INSTRUCTIONS TO FOLLOW: Identify and copy all lines of the material where the string "styles" is found.

DATA:
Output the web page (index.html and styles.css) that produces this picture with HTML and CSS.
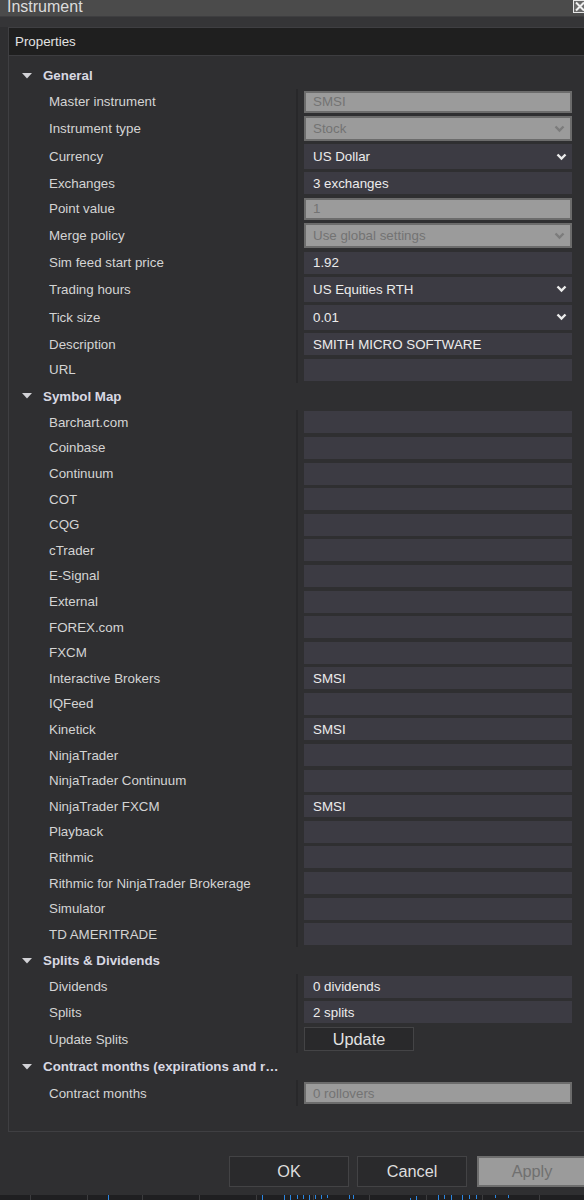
FILE: index.html
```html
<!DOCTYPE html>
<html lang="en">
<head>
    <meta charset="UTF-8">
    <meta name="viewport" content="width=device-width, initial-scale=1.0">
    <title>Instrument</title>
    <link rel="stylesheet" href="styles.css">
</head>
<body>

    <!-- Window title -->
    <div class="titlebar">
        <span class="title">Instrument</span>
        <span class="close">
            <svg width="12" height="11" viewBox="0 0 12 11"><path d="M2 1.5 L10 9.5 M10 1.5 L2 9.5" stroke="#f0f0f0" stroke-width="2"/></svg>
        </span>
    </div>
    <div class="band"></div>

    <!-- Property grid -->
    <div class="panel">
        <div class="panel-head">Properties</div>
        <div class="grid">

            <div class="sec-head">
                <svg class="caret" width="10" height="6" viewBox="0 0 10 6"><polygon points="0,0 10,0 5,5.5" fill="#d2d2d6"/></svg>
                <span class="sec-title">General</span>
            </div>
            <div class="row"><div class="label">Master instrument</div><div class="cell"><div class="field off">SMSI</div></div></div>
            <div class="row sel"><div class="label">Instrument type</div><div class="cell"><div class="field off"><span>Stock</span><svg class="chev" width="11" height="8" viewBox="0 0 11 8"><path d="M1.5 1.5 L5.5 5.5 L9.5 1.5" fill="none" stroke="#7c7c7c" stroke-width="2.4"/></svg></div></div></div>
            <div class="row sel"><div class="label">Currency</div><div class="cell"><div class="field"><span>US Dollar</span><svg class="chev" width="11" height="8" viewBox="0 0 11 8"><path d="M1.5 1.5 L5.5 5.5 L9.5 1.5" fill="none" stroke="#ececec" stroke-width="2.4"/></svg></div></div></div>
            <div class="row"><div class="label">Exchanges</div><div class="cell"><div class="field">3 exchanges</div></div></div>
            <div class="row"><div class="label">Point value</div><div class="cell"><div class="field off">1</div></div></div>
            <div class="row sel"><div class="label">Merge policy</div><div class="cell"><div class="field off"><span>Use global settings</span><svg class="chev" width="11" height="8" viewBox="0 0 11 8"><path d="M1.5 1.5 L5.5 5.5 L9.5 1.5" fill="none" stroke="#7c7c7c" stroke-width="2.4"/></svg></div></div></div>
            <div class="row"><div class="label">Sim feed start price</div><div class="cell"><div class="field">1.92</div></div></div>
            <div class="row sel"><div class="label">Trading hours</div><div class="cell"><div class="field"><span>US Equities RTH</span><svg class="chev" width="11" height="8" viewBox="0 0 11 8"><path d="M1.5 1.5 L5.5 5.5 L9.5 1.5" fill="none" stroke="#ececec" stroke-width="2.4"/></svg></div></div></div>
            <div class="row sel"><div class="label">Tick size</div><div class="cell"><div class="field"><span>0.01</span><svg class="chev" width="11" height="8" viewBox="0 0 11 8"><path d="M1.5 1.5 L5.5 5.5 L9.5 1.5" fill="none" stroke="#ececec" stroke-width="2.4"/></svg></div></div></div>
            <div class="row"><div class="label">Description</div><div class="cell"><div class="field">SMITH MICRO SOFTWARE</div></div></div>
            <div class="row"><div class="label">URL</div><div class="cell"><div class="field"></div></div></div>

            <div class="sec-head">
                <svg class="caret" width="10" height="6" viewBox="0 0 10 6"><polygon points="0,0 10,0 5,5.5" fill="#d2d2d6"/></svg>
                <span class="sec-title">Symbol Map</span>
            </div>
            <div class="row"><div class="label">Barchart.com</div><div class="cell"><div class="field"></div></div></div>
            <div class="row"><div class="label">Coinbase</div><div class="cell"><div class="field"></div></div></div>
            <div class="row"><div class="label">Continuum</div><div class="cell"><div class="field"></div></div></div>
            <div class="row"><div class="label">COT</div><div class="cell"><div class="field"></div></div></div>
            <div class="row"><div class="label">CQG</div><div class="cell"><div class="field"></div></div></div>
            <div class="row"><div class="label">cTrader</div><div class="cell"><div class="field"></div></div></div>
            <div class="row"><div class="label">E-Signal</div><div class="cell"><div class="field"></div></div></div>
            <div class="row"><div class="label">External</div><div class="cell"><div class="field"></div></div></div>
            <div class="row"><div class="label">FOREX.com</div><div class="cell"><div class="field"></div></div></div>
            <div class="row"><div class="label">FXCM</div><div class="cell"><div class="field"></div></div></div>
            <div class="row"><div class="label">Interactive Brokers</div><div class="cell"><div class="field">SMSI</div></div></div>
            <div class="row"><div class="label">IQFeed</div><div class="cell"><div class="field"></div></div></div>
            <div class="row"><div class="label">Kinetick</div><div class="cell"><div class="field">SMSI</div></div></div>
            <div class="row"><div class="label">NinjaTrader</div><div class="cell"><div class="field"></div></div></div>
            <div class="row"><div class="label">NinjaTrader Continuum</div><div class="cell"><div class="field"></div></div></div>
            <div class="row"><div class="label">NinjaTrader FXCM</div><div class="cell"><div class="field">SMSI</div></div></div>
            <div class="row"><div class="label">Playback</div><div class="cell"><div class="field"></div></div></div>
            <div class="row"><div class="label">Rithmic</div><div class="cell"><div class="field"></div></div></div>
            <div class="row"><div class="label">Rithmic for NinjaTrader Brokerage</div><div class="cell"><div class="field"></div></div></div>
            <div class="row"><div class="label">Simulator</div><div class="cell"><div class="field"></div></div></div>
            <div class="row"><div class="label">TD AMERITRADE</div><div class="cell"><div class="field"></div></div></div>

            <div class="sec-head">
                <svg class="caret" width="10" height="6" viewBox="0 0 10 6"><polygon points="0,0 10,0 5,5.5" fill="#d2d2d6"/></svg>
                <span class="sec-title">Splits &amp; Dividends</span>
            </div>
            <div class="row"><div class="label">Dividends</div><div class="cell"><div class="field">0 dividends</div></div></div>
            <div class="row"><div class="label">Splits</div><div class="cell"><div class="field">2 splits</div></div></div>
            <div class="row sel"><div class="label">Update Splits</div><div class="cell"><button class="update">Update</button></div></div>

            <div class="sec-head">
                <svg class="caret" width="10" height="6" viewBox="0 0 10 6"><polygon points="0,0 10,0 5,5.5" fill="#d2d2d6"/></svg>
                <span class="sec-title">Contract months (expirations and r…</span>
            </div>
            <div class="row"><div class="label">Contract months</div><div class="cell"><div class="field off">0 rollovers</div></div></div>

        </div>
    </div>

    <!-- Dialog buttons -->
    <div class="footer">
        <button class="btn ok">OK</button>
        <button class="btn cancel">Cancel</button>
        <button class="btn apply">Apply</button>
    </div>

    <!-- chart edge peeking under the dialog -->
    <svg class="strip" width="584" height="5" viewBox="0 0 584 5">
        <rect width="584" height="5" fill="#1f1f21"/>
        <g stroke="#3c3c3e" stroke-width="1">
            <path d="M30.5 0V5M87.5 0V5M142.5 0V5M199.5 0V5M256.5 0V5M313.5 0V5M369.5 0V5M426.5 0V5M482.5 0V5M539.5 0V5"/>
        </g>
        <g stroke="#2b86e0" stroke-width="1">
            <path d="M108.5 0V5M262.5 0V5M284.5 0V5M290.5 0V5M297.5 0V4M303.5 0V4M309.5 0V5M315.5 0V4M321.5 0V4M327.5 0V3M349.5 0V4M353.5 0V4M410.5 3V5M416.5 1V5M438.5 0V5M444.5 0V4M451.5 0V5M462.5 0V5M469.5 0V4M476.5 0V4M495.5 0V3M508.5 0V3"/>
        </g>
    </svg>

</body>
</html>
```

FILE: styles.css
```css
* { margin: 0; padding: 0; box-sizing: border-box; }
body {
    width: 584px;
    height: 1200px;
    overflow: hidden;
    background: #2f2f31;
    font-family: "Liberation Sans", Arial, sans-serif;
    font-size: 13.33px;
    color: #d4d4d4;
}

/* Title bar */
.titlebar {
    height: 16px;
    background: #4b4b4b;
    display: flex;
    justify-content: space-between;
    align-items: flex-start;
}
.title {
    font-size: 16px;
    line-height: 13px;
    padding-left: 7px;
    color: #dcdcdc;
}
.close {
    width: 14px;
    height: 13px;
    margin-right: -3px;
    border: 1px solid #e6e6e6;
    background: #686868;
    display: flex;
    align-items: center;
    justify-content: center;
}
.band {
    height: 11px;
    background: #353537;
    border-top: 1px solid #3e3e40;
}

/* Property panel */
.panel {
    margin-left: 8px;
    margin-right: -10px;
    border: 1px solid #3f3f42;
    padding-bottom: 25px;
}
.panel-head {
    height: 28px;
    line-height: 28px;
    padding-left: 6px;
    background: #1f1f1f;
    border-bottom: 1px solid #3d3d40;
    color: #e2e2e2;
}
.grid { padding-top: 6px; }

.sec-head {
    height: 27px;
    display: flex;
    align-items: center;
    padding-left: 13px;
    font-weight: bold;
    color: #d8d8e2;
}
.caret { margin-right: 11px; flex-shrink: 0; }
.sec-title { white-space: nowrap; }

.row {
    display: flex;
    height: 25.6px;
}
.row.sel { height: 28px; }
.label {
    width: 287px;
    padding-left: 40px;
    display: flex;
    align-items: center;
    white-space: nowrap;
}
.cell {
    border-left: 2px solid #28282a;
    padding-left: 6px;
    display: flex;
    align-items: center;
}
.field {
    width: 268px;
    height: 22px;
    padding-left: 9px;
    display: flex;
    align-items: center;
    background: #3c3b43;
    color: #ececec;
}
.sel .field { height: 25px; }
.field.off {
    background: #9b9b9b;
    border: 2px solid #6c6c6c;
    padding-left: 7px;
    color: #737373;
}
.chev { margin-left: auto; margin-right: 5px; }

.update {
    width: 110px;
    height: 24px;
    background: #29292b;
    border: 1px solid #444446;
    color: #e2e2e2;
    font-family: "Liberation Sans", Arial, sans-serif;
    font-size: 16.3px;
}

/* Dialog buttons */
.footer {
    display: flex;
    padding-left: 229px;
    margin-top: 24px;
}
.btn {
    flex-shrink: 0;
    height: 31px;
    background: #2a2a2c;
    border: 1px solid #434345;
    color: #dedede;
    font-family: "Liberation Sans", Arial, sans-serif;
    font-size: 16.3px;
}
.ok { width: 120px; margin-right: 8px; }
.cancel { width: 110px; margin-right: 10px; }
.apply {
    width: 110px;
    background: #9b9b9b;
    border: 2px solid #6e6e6e;
    color: #707070;
}

.strip { display: block; margin-top: 8px; }
```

TASK ANSWER:
Output the web page (index.html and styles.css) that produces this picture with HTML and CSS.
    <link rel="stylesheet" href="styles.css">
FILE: styles.css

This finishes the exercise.